Written instruction: Give an exact copy of every line, leaving images out.

Given material:
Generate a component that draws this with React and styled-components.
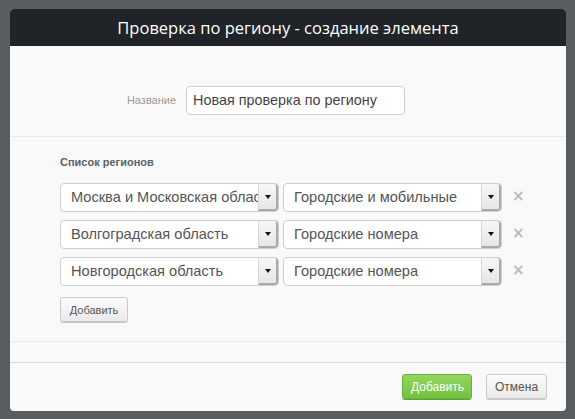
import React from "react";
import styled, { createGlobalStyle } from "styled-components";

const Global = createGlobalStyle`
  html, body { margin: 0; padding: 0; background: #595d60; }
  body { font-family: "Liberation Sans", Arial, sans-serif; }
  * { box-sizing: border-box; }
`;

const Page = styled.div`
  width: 575px;
  height: 419px;
  padding: 9px 9px 0 10px;
`;

const Dialog = styled.div`
  width: 556px;
  height: 402px;
  background: #f9f9f9;
  border-radius: 4px;
  overflow: hidden;
  display: flex;
  flex-direction: column;
`;

const Header = styled.div`
  height: 37px;
  background: #202327;
  color: #fff;
  font-family: "Open Sans", "DejaVu Sans", sans-serif;
  font-size: 16.5px;
  display: flex;
  align-items: center;
  justify-content: center;
  padding-bottom: 1px;
`;

const NameSection = styled.div`
  height: 91px;
  border-bottom: 1px solid #e9e9e9;
  display: flex;
  align-items: flex-start;
  justify-content: center;
  padding-top: 40px;
  padding-right: 44px;
  gap: 10px;
`;

const FieldLabel = styled.label`
  font-size: 11px;
  color: #9a9a9a;
  line-height: 29px;
`;

const TextInput = styled.div`
  width: 219px;
  height: 29px;
  border: 1px solid #cfcfcf;
  border-radius: 4px;
  background: #fff;
  font-size: 14.4px;
  color: #444;
  padding-left: 6px;
  line-height: 27px;
`;

const RegionSection = styled.div`
  height: 205px;
  border-bottom: 1px solid #e9e9e9;
  padding: 19px 0 0 50px;
  display: flex;
  flex-direction: column;
`;

const SectionTitle = styled.div`
  font-size: 11px;
  font-weight: bold;
  color: #5b626b;
  margin-bottom: 15px;
`;

const Rows = styled.div`
  display: flex;
  flex-direction: column;
  gap: 8px;
`;

const Row = styled.div`
  display: flex;
  align-items: center;
  gap: 4px;
`;

const Select = styled.div`
  width: ${(p) => p.$w}px;
  height: 29px;
  border: 1px solid #cfcfcf;
  border-radius: 4px;
  background: #fff;
  display: flex;
  overflow: hidden;
`;

const SelectText = styled.div`
  flex: 1;
  font-size: 14.6px;
  color: #555;
  padding-left: 10px;
  line-height: 27px;
  white-space: nowrap;
  overflow: hidden;
`;

const Arrow = styled.div`
  width: 20px;
  flex: none;
  background: linear-gradient(#f7f7f7, #e6e6e6);
  border-left: 1px solid #d6d6d6;
  border-right: 2px solid #a9a9a9;
  border-bottom: 2px solid #a9a9a9;
  border-radius: 0 3px 3px 0;
  display: flex;
  align-items: center;
  justify-content: center;
  &::after {
    content: "";
    border-left: 3px solid transparent;
    border-right: 3px solid transparent;
    border-top: 4px solid #111;
    margin-top: 1px;
  }
`;

const Remove = styled.span`
  margin-left: 6px;
  color: #bbb;
  font-size: 15px;
  font-weight: bold;
  font-family: "DejaVu Sans", sans-serif;
  line-height: 1;
  margin-top: -2px;
`;

const Button = styled.button`
  height: 25px;
  width: ${(p) => (p.$w ? p.$w + "px" : "auto")};
  padding: 0 8px;
  font-family: "Liberation Sans", Arial, sans-serif;
  font-size: ${(p) => p.$fs || 11}px;
  border-radius: 3px;
  cursor: pointer;
  color: ${(p) => (p.$primary ? "#fff" : "#555")};
  background: ${(p) =>
    p.$primary
      ? "linear-gradient(#94d65f, #72c241)"
      : "linear-gradient(#fdfdfd, #e9e9e9)"};
  border: 1px solid ${(p) => (p.$primary ? "#66b33a" : "#cacaca")};
  box-shadow: ${(p) => (p.$primary ? "0 1px 0 #5ea434" : "0 1px 0 #c6c6c6")};
`;

const AddWrap = styled.div`
  margin-top: 11px;
`;

const Spacer = styled.div`
  height: 21px;
  border-bottom: 1px solid #d3d9e3;
`;

const Footer = styled.div`
  flex: 1;
  display: flex;
  justify-content: flex-end;
  align-items: flex-start;
  padding: 11px 19px 0 0;
  gap: 14px;
`;

const rows = [
  ["Москва и Московская область", "Городские и мобильные"],
  ["Волгоградская область", "Городские номера"],
  ["Новгородская область", "Городские номера"],
];

export default function App() {
  return (
    <Page>
      <Global />
      <Dialog>
        <Header>Проверка по региону - создание элемента</Header>
        <NameSection>
          <FieldLabel>Название</FieldLabel>
          <TextInput>Новая проверка по региону</TextInput>
        </NameSection>
        <RegionSection>
          <SectionTitle>Список регионов</SectionTitle>
          <Rows>
            {rows.map(([a, b], i) => (
              <Row key={i}>
                <Select $w={219}>
                  <SelectText>{a}</SelectText>
                  <Arrow />
                </Select>
                <Select $w={219}>
                  <SelectText>{b}</SelectText>
                  <Arrow />
                </Select>
                <Remove>×</Remove>
              </Row>
            ))}
          </Rows>
          <AddWrap>
            <Button $w={68}>Добавить</Button>
          </AddWrap>
        </RegionSection>
        <Spacer />
        <Footer>
          <Button $primary $w={70} $fs={12}>Добавить</Button>
          <Button $w={61} $fs={12}>Отмена</Button>
        </Footer>
      </Dialog>
    </Page>
  );
}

Solution to the problem:
Generate a component that draws this with React and styled-components.
import React from "react";
import styled, { createGlobalStyle } from "styled-components";

const Global = createGlobalStyle`
  html, body { margin: 0; padding: 0; background: #595d60; }
  body { font-family: "Liberation Sans", Arial, sans-serif; }
  * { box-sizing: border-box; }
`;

const Page = styled.div`
  width: 575px;
  height: 419px;
  padding: 9px 9px 0 10px;
`;

const Dialog = styled.div`
  width: 556px;
  height: 402px;
  background: #f9f9f9;
  border-radius: 4px;
  overflow: hidden;
  display: flex;
  flex-direction: column;
`;

const Header = styled.div`
  height: 37px;
  background: #202327;
  color: #fff;
  font-family: "Open Sans", "DejaVu Sans", sans-serif;
  font-size: 16.5px;
  display: flex;
  align-items: center;
  justify-content: center;
  padding-bottom: 1px;
`;

const NameSection = styled.div`
  height: 91px;
  border-bottom: 1px solid #e9e9e9;
  display: flex;
  align-items: flex-start;
  justify-content: center;
  padding-top: 40px;
  padding-right: 44px;
  gap: 10px;
`;

const FieldLabel = styled.label`
  font-size: 11px;
  color: #9a9a9a;
  line-height: 29px;
`;

const TextInput = styled.div`
  width: 219px;
  height: 29px;
  border: 1px solid #cfcfcf;
  border-radius: 4px;
  background: #fff;
  font-size: 14.4px;
  color: #444;
  padding-left: 6px;
  line-height: 27px;
`;

const RegionSection = styled.div`
  height: 205px;
  border-bottom: 1px solid #e9e9e9;
  padding: 19px 0 0 50px;
  display: flex;
  flex-direction: column;
`;

const SectionTitle = styled.div`
  font-size: 11px;
  font-weight: bold;
  color: #5b626b;
  margin-bottom: 15px;
`;

const Rows = styled.div`
  display: flex;
  flex-direction: column;
  gap: 8px;
`;

const Row = styled.div`
  display: flex;
  align-items: center;
  gap: 4px;
`;

const Select = styled.div`
  width: ${(p) => p.$w}px;
  height: 29px;
  border: 1px solid #cfcfcf;
  border-radius: 4px;
  background: #fff;
  display: flex;
  overflow: hidden;
`;

const SelectText = styled.div`
  flex: 1;
  font-size: 14.6px;
  color: #555;
  padding-left: 10px;
  line-height: 27px;
  white-space: nowrap;
  overflow: hidden;
`;

const Arrow = styled.div`
  width: 20px;
  flex: none;
  background: linear-gradient(#f7f7f7, #e6e6e6);
  border-left: 1px solid #d6d6d6;
  border-right: 2px solid #a9a9a9;
  border-bottom: 2px solid #a9a9a9;
  border-radius: 0 3px 3px 0;
  display: flex;
  align-items: center;
  justify-content: center;
  &::after {
    content: "";
    border-left: 3px solid transparent;
    border-right: 3px solid transparent;
    border-top: 4px solid #111;
    margin-top: 1px;
  }
`;

const Remove = styled.span`
  margin-left: 6px;
  color: #bbb;
  font-size: 15px;
  font-weight: bold;
  font-family: "DejaVu Sans", sans-serif;
  line-height: 1;
  margin-top: -2px;
`;

const Button = styled.button`
  height: 25px;
  width: ${(p) => (p.$w ? p.$w + "px" : "auto")};
  padding: 0 8px;
  font-family: "Liberation Sans", Arial, sans-serif;
  font-size: ${(p) => p.$fs || 11}px;
  border-radius: 3px;
  cursor: pointer;
  color: ${(p) => (p.$primary ? "#fff" : "#555")};
  background: ${(p) =>
    p.$primary
      ? "linear-gradient(#94d65f, #72c241)"
      : "linear-gradient(#fdfdfd, #e9e9e9)"};
  border: 1px solid ${(p) => (p.$primary ? "#66b33a" : "#cacaca")};
  box-shadow: ${(p) => (p.$primary ? "0 1px 0 #5ea434" : "0 1px 0 #c6c6c6")};
`;

const AddWrap = styled.div`
  margin-top: 11px;
`;

const Spacer = styled.div`
  height: 21px;
  border-bottom: 1px solid #d3d9e3;
`;

const Footer = styled.div`
  flex: 1;
  display: flex;
  justify-content: flex-end;
  align-items: flex-start;
  padding: 11px 19px 0 0;
  gap: 14px;
`;

const rows = [
  ["Москва и Московская область", "Городские и мобильные"],
  ["Волгоградская область", "Городские номера"],
  ["Новгородская область", "Городские номера"],
];

export default function App() {
  return (
    <Page>
      <Global />
      <Dialog>
        <Header>Проверка по региону - создание элемента</Header>
        <NameSection>
          <FieldLabel>Название</FieldLabel>
          <TextInput>Новая проверка по региону</TextInput>
        </NameSection>
        <RegionSection>
          <SectionTitle>Список регионов</SectionTitle>
          <Rows>
            {rows.map(([a, b], i) => (
              <Row key={i}>
                <Select $w={219}>
                  <SelectText>{a}</SelectText>
                  <Arrow />
                </Select>
                <Select $w={219}>
                  <SelectText>{b}</SelectText>
                  <Arrow />
                </Select>
                <Remove>×</Remove>
              </Row>
            ))}
          </Rows>
          <AddWrap>
            <Button $w={68}>Добавить</Button>
          </AddWrap>
        </RegionSection>
        <Spacer />
        <Footer>
          <Button $primary $w={70} $fs={12}>Добавить</Button>
          <Button $w={61} $fs={12}>Отмена</Button>
        </Footer>
      </Dialog>
    </Page>
  );
}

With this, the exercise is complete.